If you’re new to blackjack, the guide below will teach you everything you need to know about taking insurance (and why avoiding it will leave you in good hands).
Simply, taking insurance means betting that the dealer will have blackjack.
In blackjack, when the dealer is showing an Ace and before they show their hole card, a side-bet called insurance becomes available.
Typically, a live blackjack dealer will announce the option to those at the table, while online a button or pop-up will appear.
This side-bet is played out independently of the main wager and pays out 2:1. If the dealer ends up getting a 10 and therefore blackjack, the player wins $2 for every $1 put on the insurance bet.
Winning the insurance bet while losing the main hand means the player still wins even money.
If the dealer does not have blackjack, the insurance bet is lost and play continues normally.
Typically, to take insurance you must bet at least half of your original wager on the hand (so you must put $10 on the insurance bet if your original wager was $20).
When the player has blackjack they can also choose to take the insurance bet (called taking even money).
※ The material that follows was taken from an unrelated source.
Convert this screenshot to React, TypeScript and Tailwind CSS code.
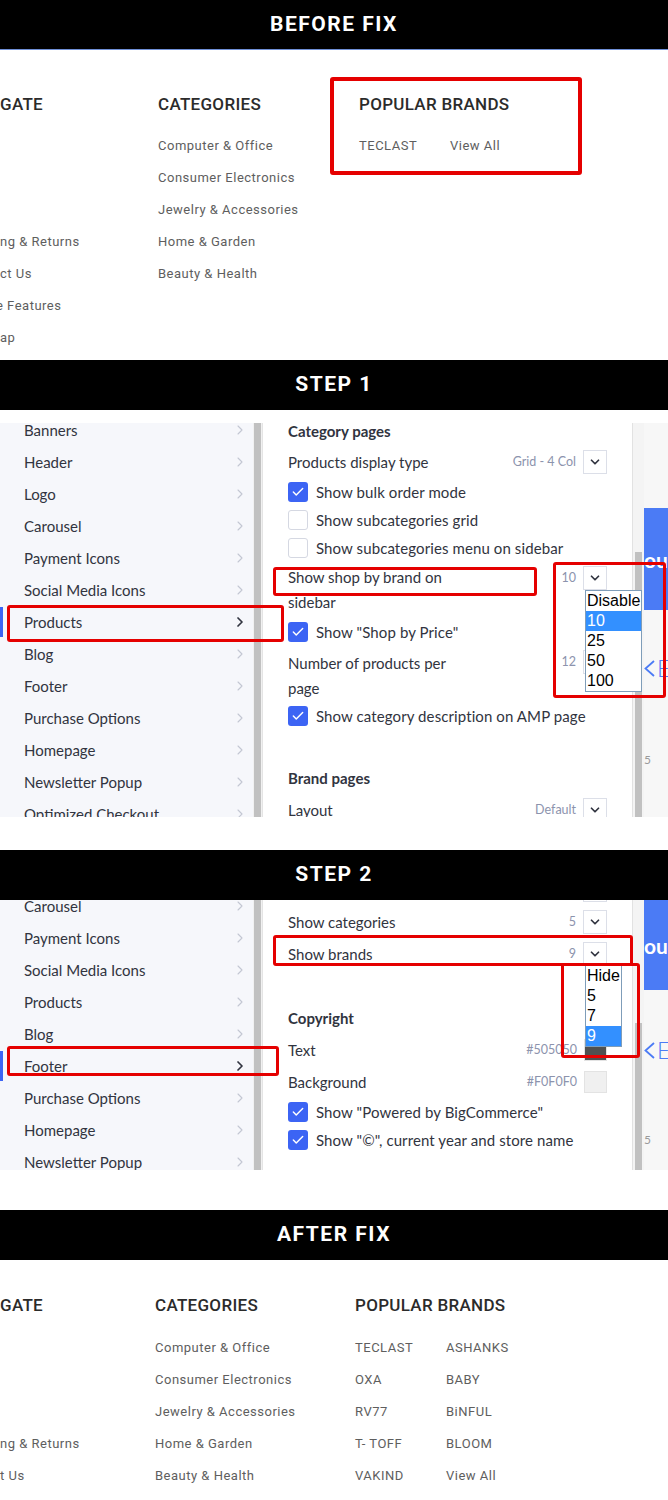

When this happens, the hand is immediately over and the player is paid out an amount equal to their wager.
Blackjack Insurance Expected Value
While some players might swear by insurance, math does not.
Insurance bets in all forms have a negative expected value (EV). In other words, when you make them repeatedly, you can expect to lose money in the long run.
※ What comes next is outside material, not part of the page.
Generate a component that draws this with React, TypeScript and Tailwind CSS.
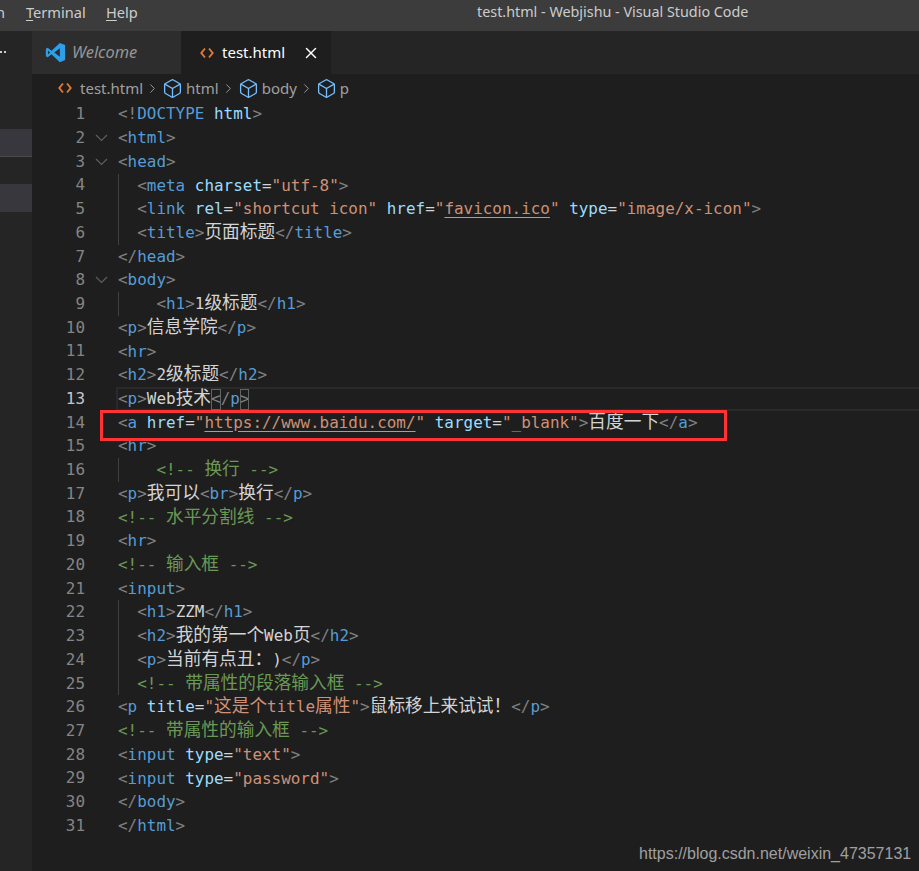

For comparison’s sake, let’s look at how the EV of the insurance bet in blackjack compares to other popular gambling bets:
(the second column can be read as how much you expect to win or lose on average for every $1 you wager).
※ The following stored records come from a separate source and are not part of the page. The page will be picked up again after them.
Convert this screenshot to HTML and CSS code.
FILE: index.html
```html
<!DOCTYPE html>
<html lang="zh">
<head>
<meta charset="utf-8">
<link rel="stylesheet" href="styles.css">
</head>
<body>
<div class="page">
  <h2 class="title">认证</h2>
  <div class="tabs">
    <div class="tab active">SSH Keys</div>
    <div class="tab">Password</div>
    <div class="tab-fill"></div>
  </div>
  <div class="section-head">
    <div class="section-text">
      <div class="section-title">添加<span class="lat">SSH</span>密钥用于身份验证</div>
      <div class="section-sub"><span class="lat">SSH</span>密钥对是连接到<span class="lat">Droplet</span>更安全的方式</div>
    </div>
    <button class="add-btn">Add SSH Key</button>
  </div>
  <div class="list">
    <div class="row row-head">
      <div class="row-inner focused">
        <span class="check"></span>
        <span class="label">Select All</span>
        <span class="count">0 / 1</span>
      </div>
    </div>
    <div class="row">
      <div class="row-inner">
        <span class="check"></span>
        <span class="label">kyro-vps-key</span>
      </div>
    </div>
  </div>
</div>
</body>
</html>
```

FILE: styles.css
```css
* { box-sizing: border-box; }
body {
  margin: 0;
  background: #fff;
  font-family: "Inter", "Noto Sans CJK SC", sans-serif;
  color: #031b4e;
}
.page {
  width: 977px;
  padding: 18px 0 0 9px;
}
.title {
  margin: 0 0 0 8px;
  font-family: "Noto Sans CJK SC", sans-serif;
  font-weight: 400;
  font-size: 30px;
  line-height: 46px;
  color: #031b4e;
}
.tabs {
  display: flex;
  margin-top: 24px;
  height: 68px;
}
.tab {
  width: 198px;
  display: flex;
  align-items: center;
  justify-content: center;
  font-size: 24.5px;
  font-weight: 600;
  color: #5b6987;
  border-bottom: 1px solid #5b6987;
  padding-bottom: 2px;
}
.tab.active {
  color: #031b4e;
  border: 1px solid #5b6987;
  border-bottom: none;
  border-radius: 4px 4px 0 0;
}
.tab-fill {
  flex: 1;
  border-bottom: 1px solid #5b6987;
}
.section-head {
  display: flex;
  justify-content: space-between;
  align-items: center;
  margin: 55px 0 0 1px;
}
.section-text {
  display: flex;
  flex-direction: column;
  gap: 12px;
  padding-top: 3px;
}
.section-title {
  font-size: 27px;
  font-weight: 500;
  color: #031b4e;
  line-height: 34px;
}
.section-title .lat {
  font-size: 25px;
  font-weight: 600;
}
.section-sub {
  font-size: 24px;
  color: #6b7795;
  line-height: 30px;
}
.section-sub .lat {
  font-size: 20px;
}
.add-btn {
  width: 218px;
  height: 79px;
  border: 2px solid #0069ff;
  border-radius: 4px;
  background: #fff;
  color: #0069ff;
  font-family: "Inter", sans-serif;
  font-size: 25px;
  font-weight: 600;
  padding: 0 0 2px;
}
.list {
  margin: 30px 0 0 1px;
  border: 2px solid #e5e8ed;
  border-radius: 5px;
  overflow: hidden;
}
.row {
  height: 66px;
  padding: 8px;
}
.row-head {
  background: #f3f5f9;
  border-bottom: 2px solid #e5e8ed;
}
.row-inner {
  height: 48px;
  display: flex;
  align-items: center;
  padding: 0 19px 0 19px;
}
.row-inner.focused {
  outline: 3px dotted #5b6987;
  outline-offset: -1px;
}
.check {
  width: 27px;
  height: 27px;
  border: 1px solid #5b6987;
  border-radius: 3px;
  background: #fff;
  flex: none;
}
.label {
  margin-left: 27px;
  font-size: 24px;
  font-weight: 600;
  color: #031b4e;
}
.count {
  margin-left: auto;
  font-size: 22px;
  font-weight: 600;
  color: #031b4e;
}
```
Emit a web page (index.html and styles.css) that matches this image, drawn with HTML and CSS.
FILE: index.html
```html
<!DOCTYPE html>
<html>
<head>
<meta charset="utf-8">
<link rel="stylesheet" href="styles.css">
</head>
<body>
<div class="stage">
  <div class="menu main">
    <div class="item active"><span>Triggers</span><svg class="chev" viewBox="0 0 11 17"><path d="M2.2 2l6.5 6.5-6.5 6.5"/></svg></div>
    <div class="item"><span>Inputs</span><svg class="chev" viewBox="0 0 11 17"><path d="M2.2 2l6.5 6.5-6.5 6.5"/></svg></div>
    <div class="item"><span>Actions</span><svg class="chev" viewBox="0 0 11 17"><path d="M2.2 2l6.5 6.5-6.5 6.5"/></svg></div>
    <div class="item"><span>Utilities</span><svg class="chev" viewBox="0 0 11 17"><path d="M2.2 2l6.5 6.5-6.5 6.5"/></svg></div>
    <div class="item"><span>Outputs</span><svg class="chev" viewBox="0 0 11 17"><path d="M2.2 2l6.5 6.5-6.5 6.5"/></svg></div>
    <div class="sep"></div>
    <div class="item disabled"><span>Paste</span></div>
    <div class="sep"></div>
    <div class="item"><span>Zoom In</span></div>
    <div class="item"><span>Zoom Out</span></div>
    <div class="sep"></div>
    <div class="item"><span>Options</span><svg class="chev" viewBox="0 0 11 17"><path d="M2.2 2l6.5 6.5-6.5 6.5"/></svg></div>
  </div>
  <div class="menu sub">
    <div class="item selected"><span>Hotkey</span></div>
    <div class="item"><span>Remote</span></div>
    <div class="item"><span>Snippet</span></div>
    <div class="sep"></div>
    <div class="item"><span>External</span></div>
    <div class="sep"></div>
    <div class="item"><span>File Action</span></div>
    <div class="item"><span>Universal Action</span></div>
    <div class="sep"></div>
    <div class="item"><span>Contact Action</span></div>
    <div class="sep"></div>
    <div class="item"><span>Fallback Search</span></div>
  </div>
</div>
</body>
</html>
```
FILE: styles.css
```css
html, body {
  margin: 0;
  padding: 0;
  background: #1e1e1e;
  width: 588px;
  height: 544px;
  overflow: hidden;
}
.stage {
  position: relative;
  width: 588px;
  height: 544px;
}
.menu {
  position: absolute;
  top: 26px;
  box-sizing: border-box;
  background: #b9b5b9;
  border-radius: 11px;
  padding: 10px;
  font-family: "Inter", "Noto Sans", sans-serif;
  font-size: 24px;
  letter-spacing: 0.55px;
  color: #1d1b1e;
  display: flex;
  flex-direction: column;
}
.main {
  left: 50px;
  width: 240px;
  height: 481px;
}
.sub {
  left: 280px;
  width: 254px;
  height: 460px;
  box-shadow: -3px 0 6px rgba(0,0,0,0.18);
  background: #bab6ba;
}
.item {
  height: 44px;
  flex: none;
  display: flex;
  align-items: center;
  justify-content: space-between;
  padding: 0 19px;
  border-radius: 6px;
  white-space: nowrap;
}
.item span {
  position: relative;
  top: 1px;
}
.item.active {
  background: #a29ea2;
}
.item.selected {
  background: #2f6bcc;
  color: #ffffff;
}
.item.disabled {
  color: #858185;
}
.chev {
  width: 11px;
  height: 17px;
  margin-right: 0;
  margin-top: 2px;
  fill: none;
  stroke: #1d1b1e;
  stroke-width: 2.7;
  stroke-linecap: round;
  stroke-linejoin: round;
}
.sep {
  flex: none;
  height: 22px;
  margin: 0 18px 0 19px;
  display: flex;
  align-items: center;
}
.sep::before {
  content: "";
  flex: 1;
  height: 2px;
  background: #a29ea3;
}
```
As you’ll see, betting on a random number in roulette is actually a better buy than taking insurance in blackjack.
Similarly, while taking even money is better than the regular insurance bet, not taking even money still gives you better chances of winning over the long-term.
Those negative margins may not look big, but remember they only represent the EV on a $1 bet. When you play for long periods of time and with much larger wagers, those decimal and percentage points add up.
To further drive this point home, look what happens when you are betting $20 a hand and over a period of time you take the even money 100 times and also don’t take even money 100 times.
If you took even money every time, you would make a nice $2000 over those 100 hands. However, if you never took even money on another 100 hands, you would win that same amount if you won just 66 of those 100 hands.
Given that when a dealer shows an ace up there is only about a 31% chance (in a six-deck game) that they will also have a 10, it should be obvious that not taking even money (and especially insurance) is the most profitable strategy in the long run.
One exception to the ‘never take insurance or even money’ rules are for card counters and other advantage players.
If you are good at keeping count of the decks, the insurance bet can easily be taken advantage of when you know there is a surplus of cards valued at ten remaining in the decks.
Without getting into too much about card counting or having to do much actual math, you can roughly calculate whether or not buying insurance is a smart move in a given situation.
For instance, if two player hands are showing and neither of them reveals a ten, then that means 16 of the remaining 47 cards are tens. This calculates to be a larger than 1 in 3 chance for the dealer to have blackjack, meaning insurance is a good bet
Even still, advantage players can’t just rely on insurance since the dealer only shows an Ace once in about every 13 hands and the bet size is limited to half the original wager.
Some blackjack games offer another option called ‘surrender’ (or even feature it in their name). While there are different variations of the rule, it typically means players can surrender their hand and lose just half their original bet while the dealer checks for blackjack.
In blackjack basic strategy, there are only a few instances where it is optimal to surrender (and when that is specifically depends on the amount of decks being played with).
Because having even just a 1-in-4 chance of winning the hand is better than surrendering and losing half, it’s typically only best to surrender on the very worst of hands.
For what it’s worth, insurance is not included in any form of blackjack basic strategy, a testament to how it should be avoided for most casual players.